Friday, December 5, 2014

Screaming Inside: Showing Compassion in Moments of Grief

I’m in a terrible place right now guys. Just sayin'.  I’m a big ole' convoluted mess of anger, profound hurt, and despondence-so much so that I’m even having difficulty putting thoughts into words right now. The recent-and all too frequent-murders and non indictments happening in the world has left me feeling like absolute shit. I wrote this in my journal last night:


My chest is constricted.
It feels like a tear-a rip with each breath
Inhalations exacerbating the “I can’t do this” of the moment
Screams being contained by the most fragile of cages
Ready to fight at the blow of the wind
I will really fuck somebody up right now
Don’t look at me the wrong way-hell, don’t even look at me. How ‘bout that?
So hard to put on a happy face and tap dance around the rage behind the mask.
It’s seething
A slow burn ready to blow at any moment
I just need a break
I need a shift
Something’s gotta happen
It’s GOT to!
I’m on that fucking edge and a muthafucka betta not push me


We’re in a collective period of mourning right now. We’re in grief. People say “You never know what someone else has on their plate/is going through.” In this case, yes we do because we’re feeling the same thing. We’re all walking around with this anger and sadness and confusion with no where to necessarily direct it. We’re either turning it inward in a harmful way, stewing in it or projecting onto someone else. Being cognizant of that, my immediate thought/question is how are we taking care of ourselves? How are we taking care of each other?


With all that anger that I felt yesterday when I wrote that, I wonder how it would’ve been different had there been someone there with me to bounce my feelings off of, or to just offer a hug. I think in such a huge period of mourning, it’s important that we step up and take care of one another. Just as much as you’re going through, acknowledge that people sitting next to you on the train or that you see at work everyday are going through too. Think about what you need in moments like this. I guarantee that someone around you needs the same or something similar. Be kind to one another.  Maybe send a nice text to one person during the day letting them know that you’re there for them. Maybe give out a few more hugs than you normally would. Check in with roommates and loved ones. Ask them how they’re doing. We need it now! How are you taking care of the people around you?
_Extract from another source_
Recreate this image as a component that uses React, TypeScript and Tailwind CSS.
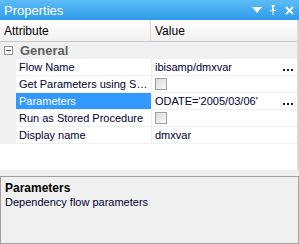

How are you taking care of yourself? Are you journaling? Are you sitting in nature? Are you listening to show tunes and singing in the kitchen? (Shout out to my roommate) As important as it is to invest energy into creating change-and protesting if you decide to do so-it’s just as important to be aware of all that you’re feeling and to give yourself kindness and love. We’re going through a lot right now. Show yourself some compassion. Find those things or people that soothe your spirit and allow it to breathe.

So what are you going to do? I challenge you to do one thing differently today for yourself or for aloved one. What's one thing you can do to offer the compassion you deserve?